Statt. Also grob übersetzt Schlag- und Tritt-bereich oder -Distanz, Ringende/Greifende/Klammernde Distanz und am Boden, weil einer oder beide Beteiligte zu Boden gestürzt sind.

 

Abkühlung

 

- es entsteht ein Abstand von wenigen Metern, der aber ausreicht, um eine physische Pause herbeizuführen. Es kann zu agitiertem Verhalten, Beschimpfungen aber auch zu ruhigem Taxieren oder Umdrehen und weggehen kommen. !WICHTIG!

 

Sicherheitsphase

Die Sicherheitsphase beginnt, wenn eine massive, schwer überwindliche Barriere oder mehrere Kilometer Abstand zwischen den Beteiligten der Auseinandersetzung sind und die Wahrscheinlichkeit der Wiederbegegnung an diesem Tag nahe null ist. Beispiele dafür können sein: Du sitzt im Taxi nach hause; Du bist mit Deinem Auto losgefahren; Dein Ziel ist dem Angreifer nicht bekannt und er hat auch kaum möglichkeit, Dein Fahrzeug zu stoppen.

Der Angreifer sitzt im Polizeifahrzeug und die Tür ist verschlossen. Du sitzt im Polizeifahrzeug und die Tür ist verschlossen.

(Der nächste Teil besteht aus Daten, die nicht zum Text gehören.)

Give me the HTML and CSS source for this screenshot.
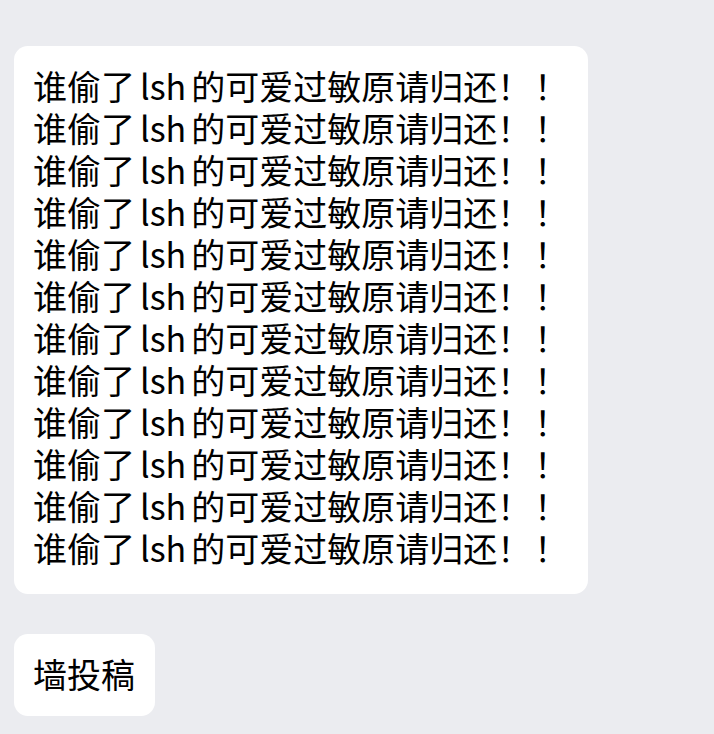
FILE: index.html
```html
<!DOCTYPE html>
<html lang="zh-CN">
<head>
<meta charset="utf-8">
<link rel="stylesheet" href="styles.css">
</head>
<body>
<div class="chat">
  <div class="bubble bubble-long">
    <div class="line">谁偷了<span class="latin">lsh</span>的可爱过敏原请归还<span class="bang">！！</span></div>
    <div class="line">谁偷了<span class="latin">lsh</span>的可爱过敏原请归还<span class="bang">！！</span></div>
    <div class="line">谁偷了<span class="latin">lsh</span>的可爱过敏原请归还<span class="bang">！！</span></div>
    <div class="line">谁偷了<span class="latin">lsh</span>的可爱过敏原请归还<span class="bang">！！</span></div>
    <div class="line">谁偷了<span class="latin">lsh</span>的可爱过敏原请归还<span class="bang">！！</span></div>
    <div class="line">谁偷了<span class="latin">lsh</span>的可爱过敏原请归还<span class="bang">！！</span></div>
    <div class="line">谁偷了<span class="latin">lsh</span>的可爱过敏原请归还<span class="bang">！！</span></div>
    <div class="line">谁偷了<span class="latin">lsh</span>的可爱过敏原请归还<span class="bang">！！</span></div>
    <div class="line">谁偷了<span class="latin">lsh</span>的可爱过敏原请归还<span class="bang">！！</span></div>
    <div class="line">谁偷了<span class="latin">lsh</span>的可爱过敏原请归还<span class="bang">！！</span></div>
    <div class="line">谁偷了<span class="latin">lsh</span>的可爱过敏原请归还<span class="bang">！！</span></div>
    <div class="line">谁偷了<span class="latin">lsh</span>的可爱过敏原请归还<span class="bang">！！</span></div>
  </div>
  <div class="bubble bubble-short">
    <div class="line">墙投稿</div>
  </div>
</div>
</body>
</html>
```
FILE: styles.css
```css
html, body {
  margin: 0;
  padding: 0;
  background: #ebecf0;
}
body {
  font-family: "Noto Sans CJK SC", "Noto Sans", sans-serif;
  color: #000;
}
.chat {
  display: flex;
  flex-direction: column;
  align-items: flex-start;
  gap: 40px;
  padding: 46px 14px 0 14px;
}
.bubble {
  background: #ffffff;
  border-radius: 14px;
  padding: 19px 20px 21px 19px;
  font-size: 34px;
  line-height: 42px;
}
.bubble-long {
  width: 535px;
  padding-bottom: 25px;
}
.line {
  white-space: nowrap;
}
.latin {
  margin: 0 5px 0 5px;
}
.bang {
  letter-spacing: 3px;
}
```
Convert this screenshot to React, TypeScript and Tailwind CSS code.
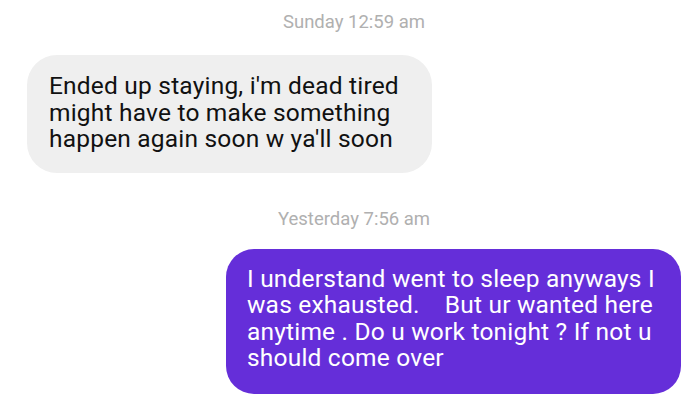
export default function App() {
  return (
    <div className="w-[690px] h-[412px] bg-white overflow-hidden font-['Roboto',sans-serif]">
      <div className="pt-[12px] pl-[18px] text-center text-[18.5px] leading-[20px] text-[#b0b0b0]">
        Sunday 12:59 am
      </div>
      <div className="mt-[23px] ml-[27px] w-[405px] h-[118px] rounded-[30px] bg-[#efefef] pl-[22px] pt-[18px] text-[24.5px] leading-[26.5px] tracking-[0.2px] text-[#111111]">
        Ended up staying, i'm dead tired
        <br />
        might have to make something
        <br />
        happen again soon w ya'll soon
      </div>
      <div className="mt-[36px] pl-[18px] text-center text-[18.5px] leading-[20px] text-[#b0b0b0]">
        Yesterday 7:56 am
      </div>
      <div className="mt-[20px] ml-[226px] w-[455px] h-[145px] rounded-[28px] bg-[#652ed9] pl-[21px] pt-[16.5px] text-[24.5px] leading-[26.5px] tracking-[0.2px] text-white">
        I understand went to sleep anyways I
        <br />
        {"was exhausted.\u00a0\u00a0\u00a0 But ur wanted here"}
        <br />
        anytime . Do u work tonight ? If not u
        <br />
        should come over
      </div>
    </div>
  );
}
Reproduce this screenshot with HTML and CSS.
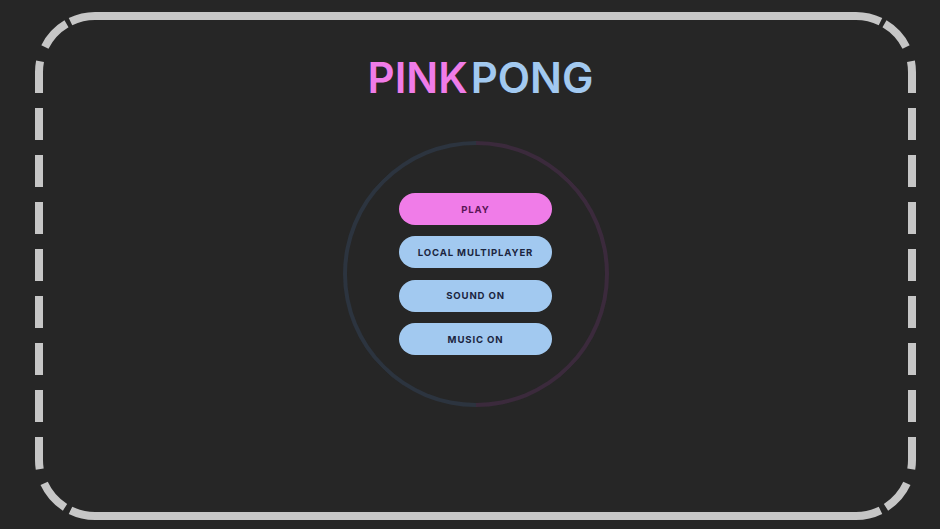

So was in der Art.

 

In der Sicherheitsphase geht es darum, Deine Sicherheit aufrechtzuerhalten und Deine medizinische, soziale und rechtliche Sicherheit zu gewährleisten.

 

 

 

Wichtigste Takeaways für Deine Sicherheit:

-Es kann durchaus sein, dass die Vor- oder Aufbauphase ebenso wie die Erhitzungsphase ohne Dein zutun und sogar ohne Deine Anwesenheit abgelaufen ist.

 

-geh davon aus, dass Du Dich bei einem Angriff erst physisch und psychisch stabilisieren musst. Das kann sehr schnell gehen oder auch ein paar Sekunden dauern.

 

 

-Es kann zu einem Kreis kommen, bei dem sich schon durchlaufene Phasen wiederholen. Eine Abkühlung führt also NICHT automatisch zur Sicherheitsphase. Das ist ein Denkfehler, dem viele Menschen unterlegen. Nach einer Abkühlung kann es wieder in die Erhitzung und in die heiße Phase laufen.